Two of the factors apparently contributing to China's frequent use of the death penalty are the troubled court system and a national policy that permits capital punishment for crimes that are not considered capital in most other countries. Corruption, embezzling, drug-related crimes, and even theft on a large enough scale can all get you killed in China. Last month, a Chinese telecommunications executive was sentenced to death for accepting bribes. In March, China sparked a diplomatic incident by executing three Filipino citizens on drug trafficking charges. Other non-violent crimes punished by death have included, for example, 43-year-old Du Yimin, killed in March 2008 after he borrowed $100 million for investment schemes that never panned out.

As for the courts that hand out the sentences, a 2008 Washington Post investigation found "a largely closed legal system directed by party committees" and marked by "secrecy, lack of due process, and uneven application of the law." Policy change can sometimes come slowly in China, where the size and density of the less-than-transparent political system can make it difficult for leaders to push through reforms, especially when it comes to reforms that carry little public popularity or promise of personal advancement. China's policymakers may also be operating under a belief that the death penalty deters future criminals. The deterrence effect of capital punishment has been the subject of substantial political debate in the U.S., although a significant body of academic research has found that no such deterrence effect exists.

But China's approach to capital punishment does appear to be changing. In 2007, the Chinese Supreme People's Court was granted the power to review death penalty cases. The court says it has overturned about 15 percent of cases, although there's no way to verify this. Earlier this year, China announced that it was cutting back on the list of crimes that could receive the death penalty, the first time it has done so since 1979. However, according to the Associated Press, "In the past, people convicted of these crimes -- which include forging invoices to avoid taxes and smuggling cultural relics out of the country -- rarely received the death penalty." The announced changes also banned the death penalty for anyone over the age of 75.

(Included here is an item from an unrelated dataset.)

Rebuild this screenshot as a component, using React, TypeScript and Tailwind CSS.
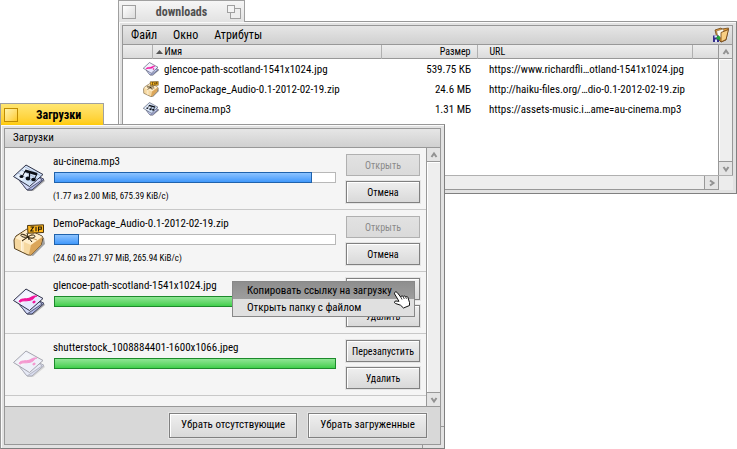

While public dissent can be at times limited in China, the Washington Post story reported that "prominent Chinese academics" have been calling for the country to reduce or end its use of the death penalty for capital punishment. The United Nations has passed two separate resolutions calling for a global moratorium on the death penalty, although this does not appear to have altered policy in China any more than it has in the U.S. Neighboring Taiwan, however, has been embroiled in public debate over its own use of the death penalty. Some analysts say that Taiwan's anti-death-penalty arguments and ideas could find some exposure in nearby China, potentially increasing concern there over the use of capital punishment.

None of this dulls any of the cases against the U.S. death penalty, of course, nor does it cast it any more favorable of an international-comparison light; the U.S. still executed more prisoners last year than Libya, Syria, and Sudan combined. But it underscores the extent to which China's capital punishment practices stand out.